§ **Exercise instructions**
Look through the data below and say how many of its lines contain "that", adding nothing else.

§ **Records from a collection**
-- -- --
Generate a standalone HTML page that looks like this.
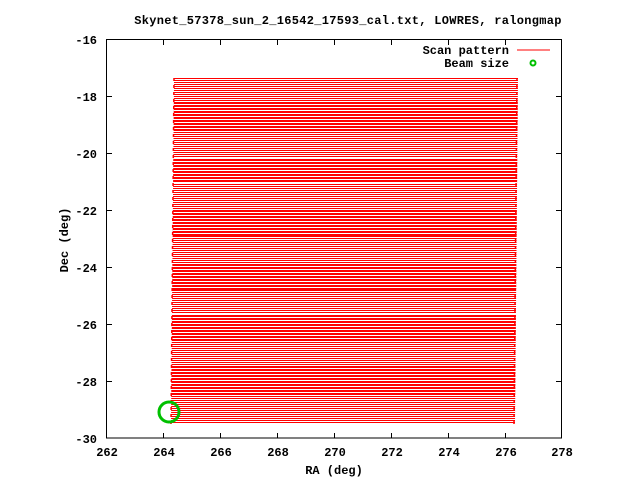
<!DOCTYPE html>
<html><head><style>
body{margin:0;background:#fff;width:640px;height:480px;overflow:hidden}
svg{display:block}
text{font-family:"Liberation Mono",monospace;font-weight:bold;font-size:12px;fill:#000}
</style></head><body>
<svg width="640" height="480" xmlns="http://www.w3.org/2000/svg">
<defs>
<pattern id="g" width="640" height="2" patternUnits="userSpaceOnUse" y="78">
<rect x="0" y="0" width="640" height="1" fill="#f00"/>
</pattern>
<pattern id="r" width="640" height="3" patternUnits="userSpaceOnUse" y="78">
<rect x="0" y="0" width="640" height="2" fill="#f00"/>
</pattern>
<clipPath id="c"><polygon points="174,78 518,78 515,424 171,424"/></clipPath>
</defs>
<g clip-path="url(#c)">
<rect x="160" y="78" width="370" height="346" fill="url(#g)"/>
<rect x="160" y="101" width="370" height="29" fill="#fff"/><rect x="160" y="101" width="370" height="29" fill="url(#r)"/>
<rect x="160" y="158" width="370" height="25" fill="#fff"/><rect x="160" y="158" width="370" height="25" fill="url(#r)"/>
<rect x="160" y="210" width="370" height="26" fill="#fff"/><rect x="160" y="210" width="370" height="26" fill="url(#r)"/>
<rect x="160" y="262" width="370" height="28" fill="#fff"/><rect x="160" y="262" width="370" height="28" fill="url(#r)"/>
<rect x="160" y="314" width="370" height="27" fill="#fff"/><rect x="160" y="314" width="370" height="27" fill="url(#r)"/>
<rect x="160" y="367" width="370" height="27" fill="#fff"/><rect x="160" y="367" width="370" height="27" fill="url(#r)"/>
</g>
<line x1="174" y1="78" x2="171" y2="424" stroke="#f00" stroke-width="1.5" stroke-dasharray="3 4"/>
<line x1="517" y1="78" x2="514" y2="424" stroke="#f00" stroke-width="1.5" stroke-dasharray="3 4"/>
<circle cx="169" cy="412" r="10" fill="none" stroke="#00c000" stroke-width="3"/>
<rect x="106.5" y="39.5" width="455" height="398.5" fill="none" stroke="#000" stroke-width="1"/>
<g stroke="#000" stroke-width="1">
<path d="M107,96.5h5M107,153.5h5M107,210.5h5M107,267.5h5M107,324.5h5M107,381.5h5
M561,96.5h-5M561,153.5h-5M561,210.5h-5M561,267.5h-5M561,324.5h-5M561,381.5h-5
M163.5,438v-5M220.5,438v-5M277.5,438v-5M334.5,438v-5M391.5,438v-5M448.5,438v-5M505.5,438v-5
M163.5,40v5M220.5,40v5M277.5,40v5M334.5,40v5M391.5,40v5M448.5,40v5M505.5,40v5"/>
</g>
<g text-anchor="end">
<text x="97" y="44">-16</text>
<text x="97" y="101">-18</text>
<text x="97" y="158">-20</text>
<text x="97" y="215">-22</text>
<text x="97" y="272">-24</text>
<text x="97" y="329">-26</text>
<text x="97" y="386">-28</text>
<text x="97" y="443">-30</text>
</g>
<g text-anchor="middle">
<text x="107" y="456">262</text>
<text x="164" y="456">264</text>
<text x="221" y="456">266</text>
<text x="278" y="456">268</text>
<text x="335" y="456">270</text>
<text x="392" y="456">272</text>
<text x="449" y="456">274</text>
<text x="506" y="456">276</text>
<text x="562" y="456">278</text>
<text x="334" y="474">RA (deg)</text>
<text x="348" y="24" style="letter-spacing:0.3px">Skynet_57378_sun_2_16542_17593_cal.txt, LOWRES, ralongmap</text>
<text transform="translate(68,240) rotate(-90)">Dec (deg)</text>
</g>
<g text-anchor="end">
<text x="509" y="54">Scan pattern</text>
<text x="509" y="67">Beam size</text>
</g>
<line x1="517" y1="50" x2="550" y2="50" stroke="#f00" stroke-width="1"/>
<circle cx="533" cy="63" r="2.5" fill="none" stroke="#00c000" stroke-width="2"/>
</svg>
</body></html>
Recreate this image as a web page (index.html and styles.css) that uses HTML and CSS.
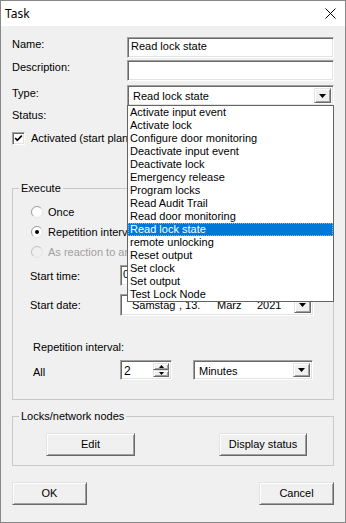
FILE: index.html
```html
<!DOCTYPE html>
<html>
<head>
    <title>Task</title>
    <link rel="stylesheet" href="styles.css">
</head>
<body>
<div class="window">
    <div class="titlebar">
        <span class="title">Task</span>
        <svg class="close" width="11" height="11" viewBox="0 0 11 11"><path d="M0.5 0.5 L10.5 10.5 M10.5 0.5 L0.5 10.5" stroke="#000" stroke-width="1" fill="none"/></svg>
    </div>

    <div class="content">
        <div class="row row-edit">
            <span class="field-label">Name:</span>
            <div class="edit sunken">Read lock state</div>
        </div>
        <div class="row row-edit row-desc">
            <span class="field-label">Description:</span>
            <div class="edit sunken"></div>
        </div>
        <div class="row row-edit row-type">
            <span class="field-label type-label">Type:</span>
            <div class="combo sunken type-combo">
                <span class="combo-text">Read lock state</span>
                <span class="combo-btn raised"><svg width="7" height="4" viewBox="0 0 7 4"><path d="M0 0h7l-3.5 4z"/></svg></span>

                <!-- open dropdown list -->
                <div class="dropdown">
                    <div class="item">Activate input event</div>
                    <div class="item">Activate lock</div>
                    <div class="item">Configure door monitoring</div>
                    <div class="item">Deactivate input event</div>
                    <div class="item">Deactivate lock</div>
                    <div class="item">Emergency release</div>
                    <div class="item">Program locks</div>
                    <div class="item">Read Audit Trail</div>
                    <div class="item">Read door monitoring</div>
                    <div class="item selected">Read lock state</div>
                    <div class="item">remote unlocking</div>
                    <div class="item">Reset output</div>
                    <div class="item">Set clock</div>
                    <div class="item">Set output</div>
                    <div class="item">Test Lock Node</div>
                </div>
            </div>
        </div>
        <div class="row row-status">
            <span class="field-label">Status:</span>
        </div>
        <div class="row row-check">
            <span class="checkbox sunken"><svg width="9" height="9" viewBox="0 0 9 9"><polyline points="1.2,4 3.3,6.3 7.8,1.6" fill="none" stroke="#000" stroke-width="1.7"/></svg></span>
            <span class="check-label">Activated (start planning immediately)</span>
        </div>

        <fieldset class="group group-execute">
            <legend>Execute</legend>
            <div class="group-body">
                <div class="radio-row">
                    <svg class="radio" width="12" height="12" viewBox="0 0 12 12"><circle cx="6" cy="6" r="5.5" fill="#fff" stroke="#e3e3e3"/><path d="M2.1 9.9 A5.5 5.5 0 0 1 9.9 2.1" fill="none" stroke="#a0a0a0"/></svg>
                    <span>Once</span>
                </div>
                <div class="radio-row">
                    <svg class="radio" width="12" height="12" viewBox="0 0 12 12"><circle cx="6" cy="6" r="5.5" fill="#fff" stroke="#e3e3e3"/><path d="M2.1 9.9 A5.5 5.5 0 0 1 9.9 2.1" fill="none" stroke="#a0a0a0"/><circle cx="6" cy="6" r="2" fill="#000"/></svg>
                    <span>Repetition interval</span>
                </div>
                <div class="radio-row disabled">
                    <svg class="radio" width="12" height="12" viewBox="0 0 12 12"><circle cx="6" cy="6" r="5.5" fill="#f0f0f0" stroke="#e3e3e3"/><path d="M2.1 9.9 A5.5 5.5 0 0 1 9.9 2.1" fill="none" stroke="#c4c4c4"/></svg>
                    <span>As reaction to an event</span>
                </div>

                <div class="row row-time">
                    <span class="sub-label">Start time:</span>
                    <div class="edit sunken time-box">09:00:00</div>
                </div>
                <div class="row row-date">
                    <span class="sub-label">Start date:</span>
                    <div class="combo sunken date-box">
                        <span class="combo-text date-text"><span class="d-day">Samstag</span><span class="d-num">, 13.</span><span class="d-month">März</span><span>2021</span></span>
                        <span class="combo-btn raised"><svg width="7" height="4" viewBox="0 0 7 4"><path d="M0 0h7l-3.5 4z"/></svg></span>
                    </div>
                </div>

                <div class="interval-label">Repetition interval:</div>
                <div class="row row-all">
                    <span class="all-label">All</span>
                    <div class="spin sunken">
                        <span class="spin-text">2</span>
                        <span class="spin-btns">
                            <span class="spin-btn raised"><svg width="5" height="3" viewBox="0 0 5 3"><path d="M2.5 0L5 3H0z"/></svg></span>
                            <span class="spin-btn raised"><svg width="5" height="3" viewBox="0 0 5 3"><path d="M0 0h5L2.5 3z"/></svg></span>
                        </span>
                    </div>
                    <div class="combo sunken unit-combo">
                        <span class="combo-text">Minutes</span>
                        <span class="combo-btn raised"><svg width="7" height="4" viewBox="0 0 7 4"><path d="M0 0h7l-3.5 4z"/></svg></span>
                    </div>
                </div>
            </div>
        </fieldset>

        <fieldset class="group group-locks">
            <legend>Locks/network nodes</legend>
            <div class="group-body locks-body">
                <div class="button raised btn-edit">Edit</div>
                <div class="button raised btn-status">Display status</div>
            </div>
        </fieldset>

        <div class="dialog-buttons">
            <div class="button raised btn-dialog">OK</div>
            <div class="button raised btn-dialog">Cancel</div>
        </div>
    </div>
</div>
</body>
</html>
```

FILE: styles.css
```css
body {
    margin: 0;
    font-family: "Liberation Sans", Arial, sans-serif;
    font-size: 11px;
    color: #000;
}
.window {
    width: 346px;
    height: 523px;
    box-sizing: border-box;
    border: 1px solid #888;
    background: #f0f0f0;
    overflow: hidden;
}
.titlebar {
    height: 25px;
    background: #fff;
    display: flex;
    align-items: center;
    justify-content: space-between;
    padding: 0 9px 0 4px;
}
.title {
    font-family: "Noto Sans", "Open Sans", sans-serif;
    font-size: 12px;
}
.content {
    padding: 11px 11px 0;
}

/* 3d borders */
.sunken {
    box-sizing: border-box;
    background: #fff;
    border: 1px solid;
    border-color: #a0a0a0 #fff #fff #a0a0a0;
    box-shadow: inset 1px 1px #696969, inset -1px -1px #e3e3e3;
}
.raised {
    box-sizing: border-box;
    background: #f0f0f0;
    border: 1px solid;
    border-color: #e3e3e3 #696969 #696969 #e3e3e3;
    box-shadow: inset 1px 1px #fff, inset -1px -1px #a0a0a0;
}

.row {
    display: flex;
}
.row-edit {
    height: 21px;
}
.row-desc {
    margin-top: 2px;
}
.row-type {
    margin-top: 4px;
}
.field-label {
    width: 115px;
    line-height: 13px;
    padding-top: 1px;
}
.type-label {
    padding-top: 2px;
}
.edit {
    flex: 1;
    line-height: 17px;
    padding-left: 3px;
    white-space: nowrap;
    overflow: hidden;
}
.combo {
    flex: 1;
    display: flex;
    padding: 2px;
    background: #fff;
}
.combo-text {
    flex: 1;
    line-height: 17px;
    padding-left: 3px;
    white-space: nowrap;
}
.combo-btn {
    width: 17px;
    display: flex;
    align-items: center;
    justify-content: center;
}
.type-combo {
    position: relative;
}
.dropdown {
    position: absolute;
    top: 100%;
    left: -1px;
    right: -1px;
    z-index: 10;
    background: #fff;
    border: 1px solid #646464;
}
.item {
    height: 13px;
    line-height: 13px;
    padding-left: 2px;
    white-space: nowrap;
}
.item.selected {
    background: #0078d7;
    color: #fff;
    outline: 1px dotted #f0a030;
    outline-offset: -1px;
}

.row-status {
    height: 13px;
    margin-top: 2px;
    line-height: 13px;
}
.row-check {
    height: 13px;
    margin-top: 11px;
    align-items: center;
    white-space: nowrap;
}
.checkbox {
    width: 13px;
    height: 13px;
    padding: 1px;
    display: flex;
}
.check-label {
    margin-left: 6px;
    line-height: 13px;
}

.group {
    margin: 0;
    padding: 0;
    border: 1px solid #c9c9c9;
    min-inline-size: 0;
}
.group legend {
    margin-left: 6px;
    padding: 0 2px;
    line-height: 13px;
}
.group-execute {
    margin-top: 37px;
}
.group-execute .group-body {
    padding: 10px 0 19px 17px;
}
.radio-row {
    display: flex;
    align-items: center;
    height: 14px;
    margin: 0 0 6px 1px;
    white-space: nowrap;
}
.radio {
    margin-right: 5px;
}
.disabled {
    color: #a0a0a0;
}
.row-time {
    height: 21px;
    margin-top: 6px;
    align-items: center;
}
.sub-label {
    width: 90px;
}
.time-box {
    flex: none;
    width: 96px;
    height: 21px;
    padding-left: 2px;
}
.row-date {
    height: 22px;
    margin-top: 8px;
    align-items: center;
}
.date-box {
    flex: none;
    width: 194px;
    height: 22px;
}
.date-text {
    padding-left: 9px;
}
.d-day {
    display: inline-block;
    width: 47px;
}
.d-num {
    display: inline-block;
    width: 38px;
}
.d-month {
    display: inline-block;
    width: 40px;
}
.interval-label {
    margin: 25px 0 0 3px;
    line-height: 13px;
}
.row-all {
    height: 20px;
    margin-top: 6px;
    align-items: center;
}
.all-label {
    width: 87px;
    margin-left: 3px;
    padding-top: 3px;
}
.spin {
    width: 52px;
    height: 20px;
    display: flex;
    padding: 2px;
}
.spin-text {
    flex: 1;
    line-height: 16px;
    padding-left: 1px;
    font-size: 12px;
}
.spin-btns {
    width: 16px;
    display: flex;
    flex-direction: column;
}
.spin-btn {
    flex: 1;
    display: flex;
    align-items: center;
    justify-content: center;
}
.unit-combo {
    flex: none;
    width: 120px;
    height: 20px;
    margin-left: 21px;
}
.unit-combo .combo-text {
    line-height: 16px;
}

.group-locks {
    margin-top: 10px;
}
.locks-body {
    display: flex;
    justify-content: space-between;
    padding: 10px 26px 9px 33px;
}
.button {
    height: 23px;
    line-height: 21px;
    text-align: center;
}
.btn-edit {
    width: 89px;
}
.btn-status {
    width: 88px;
}
.dialog-buttons {
    display: flex;
    justify-content: space-between;
    margin-top: 16px;
}
.btn-dialog {
    width: 75px;
}
```
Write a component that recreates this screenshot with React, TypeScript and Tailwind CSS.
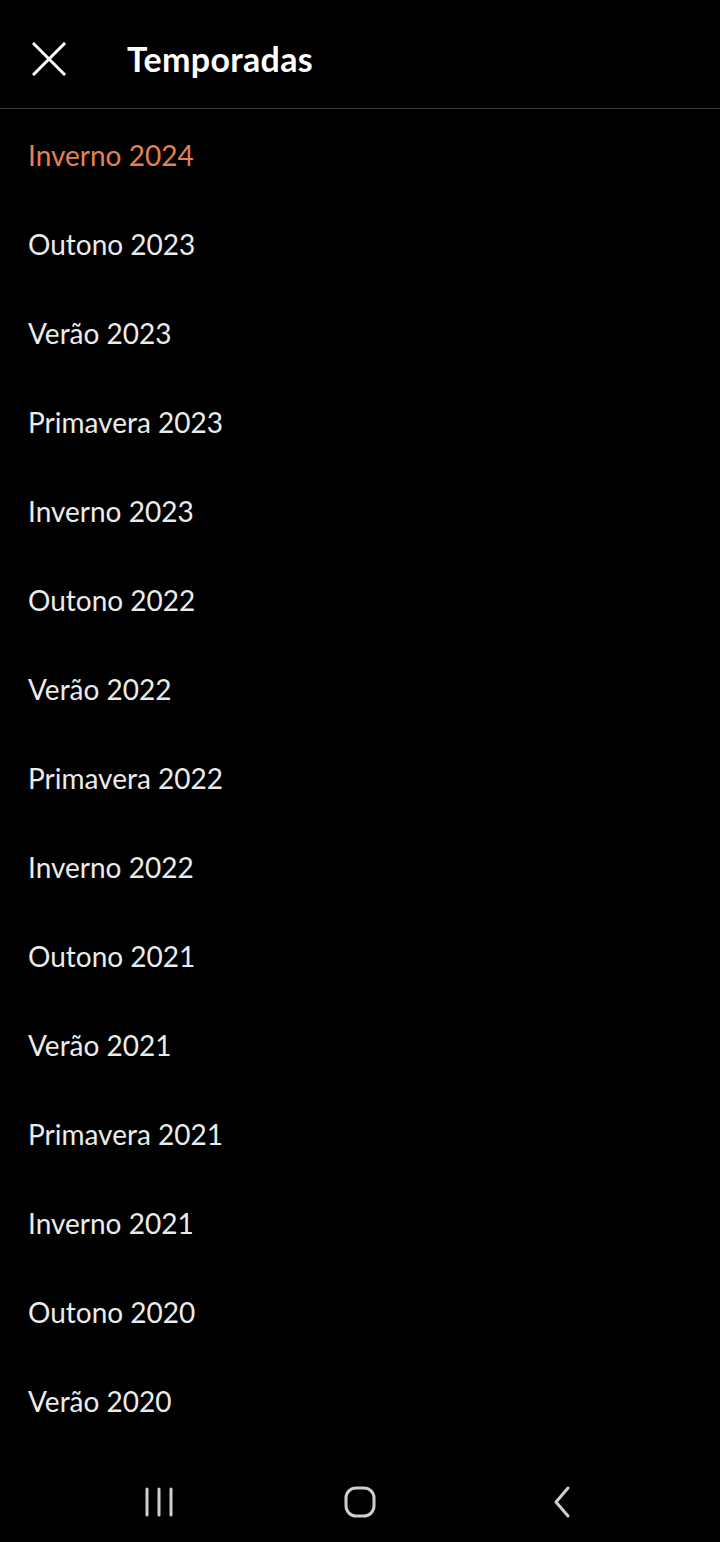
-- -- --
§ **Response for this exercise**
3